Airlines (e.g., Delta) are leading the way in fine-tuning compensation to better reflect clients’ unique experiences. It requires two elements:

  1. Superior customer relationship management system, enriched by operational data in order to build a full overview of client interactions with the operator as well as any hiccups encountered along the way.

  2. Because it’s virtually impossible to specify all cases in a long-term relationship between a customer and an operator, frontline employee empowerment is the second key to efficient compensation. Frontline staff will need to have access to the history of client incidents and use their best judgement to assess the appropriate compensation for the incident at hand. Broad guidance can help them make these decisions, but employees need to be given enough flexibility to adapt to each individual situation.

Engage with clients

Transport operators’ clients typically encounter incidents at some point in time. Regular clients are even accustomed to incidents. It is therefore fundamental to engage with clients when incidents occur. We have developed a three-layer approach in client engagement:

  1. Short but frequent feedback requests should be sent to most clients after each trip, by any channel but preferably the operator’s digital channels. By short, we actually mean short. If an operator is to engage regularly with customers and expect them to answer, the only acceptable approach is to cut down on the questions. Ideally, two questions are addressed to the customer: one closed question to rate satisfaction and one open question to collect spontaneous feedback. The satisfaction rate helps guide daily customer satisfaction needs with your operational staff, while the verbatims collected enable monitoring of strong and weak signals on all matters.

  2. Detailed feedback can be asked from clients as well but should occur on an infrequent and voluntary basis in order to assess the drivers of client satisfaction in depth and adapt your strategy toward preventing incidents.

  3. Finally, customers should be treated uniquely and engaged individually. This means logging the incidents that affect regular travelers along the months, informing frontline staff about previous incidents, and individualizing treatment so that a particular customer’s incident frequency can be addressed. A delay of 10 minutes may in some occurrences be acceptable once, but it becomes highly irritating the third time in a row. The best way to accommodate for such individualization of engagement is to give frontline staff a degree of autonomy in deciding compensation.

Conclusion

PRIORITY ACTIONS FOR TRANSPORT CXOs

Incident management excellence should be incorporated into the CxO agenda of transport operators. Applying the framework is crucial for competitiveness and differentiation in a time when both competitive intensity between operators and between modes is getting more tense. From a system perspective, better predictability and control of incidents will be a key driver of the modal transition and increased adoption of shared modes.

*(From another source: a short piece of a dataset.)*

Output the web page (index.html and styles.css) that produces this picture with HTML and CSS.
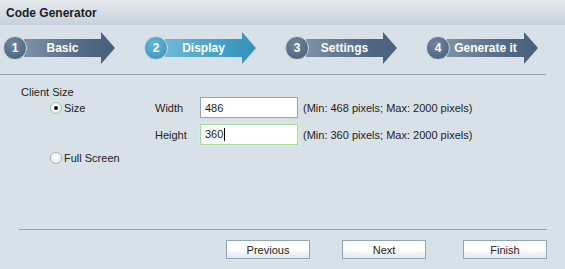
FILE: index.html
```html
<!DOCTYPE html>
<html>
<head>
  <meta charset="UTF-8">
  <title>Code Generator</title>
  <link rel="stylesheet" href="styles.css">
</head>
<body>

<div class="header">Code Generator</div>

<div class="steps">
  <div class="step">
    <span class="num">1</span>
    <span class="arrow">Basic</span>
  </div>
  <div class="step active">
    <span class="num">2</span>
    <span class="arrow">Display</span>
  </div>
  <div class="step">
    <span class="num">3</span>
    <span class="arrow">Settings</span>
  </div>
  <div class="step">
    <span class="num">4</span>
    <span class="arrow">Generate it</span>
  </div>
</div>

<div class="rule"></div>

<div class="content">
  <div class="groupTitle">Client Size</div>

  <div class="row">
    <label class="option"><span class="radio checked"></span>Size</label>
    <span class="fieldLabel">Width</span>
    <input type="text" class="field" value="486">
    <span class="hint">(Min: 468 pixels; Max: 2000 pixels)</span>
  </div>

  <div class="row second">
    <span class="option"></span>
    <span class="fieldLabel">Height</span>
    <div class="field focused">360<span class="caret"></span></div>
    <span class="hint">(Min: 360 pixels; Max: 2000 pixels)</span>
  </div>

  <div class="row third">
    <label class="option"><span class="radio"></span>Full Screen</label>
  </div>
</div>

<div class="footer">
  <div class="rule bottom"></div>
  <div class="buttons">
    <button class="prev">Previous</button>
    <button class="next">Next</button>
    <button>Finish</button>
  </div>
</div>

</body>
</html>
```

FILE: styles.css
```css
body {
  margin: 0;
  width: 565px;
  height: 269px;
  background: #d9e1e8;
  color: #222;
  font-family: "Liberation Sans", Arial, sans-serif;
  font-size: 11px;
  overflow: hidden;
}

.header {
  height: 25px;
  line-height: 27px;
  padding-left: 6px;
  background: linear-gradient(#e6ebf0, #c6d1db);
  font-weight: bold;
  font-size: 12px;
  color: #1e1e1e;
}

.steps {
  display: flex;
  gap: 29px;
  margin-top: 7px;
  padding-left: 3px;
  height: 32px;
}

.step {
  display: flex;
  align-items: center;
}

.num {
  position: relative;
  z-index: 1;
  width: 22px;
  height: 22px;
  border: 1.5px solid #c9d3dc;
  border-radius: 50%;
  background: radial-gradient(circle at 40% 30%, #71879f, #475d78);
  color: #fff;
  font-weight: bold;
  font-size: 12px;
  line-height: 22px;
  text-align: center;
}

.arrow {
  width: 91px;
  height: 32px;
  margin-left: -3px;
  padding-right: 14px;
  box-sizing: border-box;
  clip-path: polygon(0 7px, 77px 7px, 77px 0, 91px 16px, 77px 32px, 77px 25px, 0 25px);
  background: linear-gradient(to right, #7d91a6, #4f6781 70%, #4a617b);
  color: #fff;
  font-weight: bold;
  font-size: 12px;
  line-height: 32px;
  text-align: center;
}

.active .num {
  background: radial-gradient(circle at 40% 30%, #62b5d8, #3a91ba);
}

.active .arrow {
  background: linear-gradient(to right, #6fb9d8, #3f9cc4 70%, #3890b8);
}

.rule {
  height: 1px;
  width: 546px;
  margin-top: 10px;
  background: #9aa2aa;
}

.content {
  padding: 11px 0 0 21px;
}

.groupTitle {
  height: 11px;
}

.row {
  display: flex;
  align-items: center;
  height: 21px;
}

.row.second {
  margin-top: 6px;
}

.row.third {
  margin-top: 2px;
}

.option {
  display: flex;
  align-items: center;
  width: 105px;
  margin-left: 29px;
}

.radio {
  width: 10px;
  height: 10px;
  margin-right: 2px;
  border: 1px solid #a9b2ba;
  border-radius: 50%;
  background: radial-gradient(circle at 35% 30%, #fff, #e6e9ec);
}

.radio.checked {
  position: relative;
  border-color: #9cc79a;
  box-shadow: 0 0 0 1px #d4ecd0;
}

.radio.checked::after {
  content: "";
  position: absolute;
  left: 3px;
  top: 3px;
  width: 4px;
  height: 4px;
  border-radius: 50%;
  background: #111;
}

.fieldLabel {
  width: 45px;
}

.field {
  width: 98px;
  height: 21px;
  box-sizing: border-box;
  padding: 0 4px;
  border: 1px solid #8fa6bc;
  background: #fff;
  font-family: inherit;
  font-size: 11px;
  color: #222;
  line-height: 19px;
}

.field.focused {
  border-color: #a6d99a;
  box-shadow: 0 0 0 1px #d3f2cb;
}

.caret {
  display: inline-block;
  width: 1px;
  height: 13px;
  margin-left: 1px;
  vertical-align: -3px;
  background: #000;
}

.hint {
  margin-left: 5px;
}

.footer {
  padding-left: 19px;
  margin-top: 61px;
}

.rule.bottom {
  width: 528px;
  margin-top: 0;
}

.buttons {
  display: flex;
  margin-top: 10px;
  padding-left: 207px;
}

.buttons button {
  width: 84px;
  height: 19px;
  padding: 0;
  border: 1px solid #8ea7bd;
  background: linear-gradient(#fff 45%, #e3e7eb);
  font-family: inherit;
  font-size: 11px;
  color: #222;
}

.prev {
  margin-right: 32px;
}

.next {
  margin-right: 37px;
}
```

A few concrete actions to take:

  1. Conduct a health check — analyze level of customer experience already delivered in nominal and non-nominal situations; review possible pitfalls and identify key areas for improvement.

  2. Develop a performance plan — identify key operational/marketing and commercial actions to address issues; design a plan with clear targets and responsibilities across organizations.

  3. Run a continuous improvement program — develop a dashboard to allow CxOs to follow real-time situations, track progress, and initiate additional actions if required.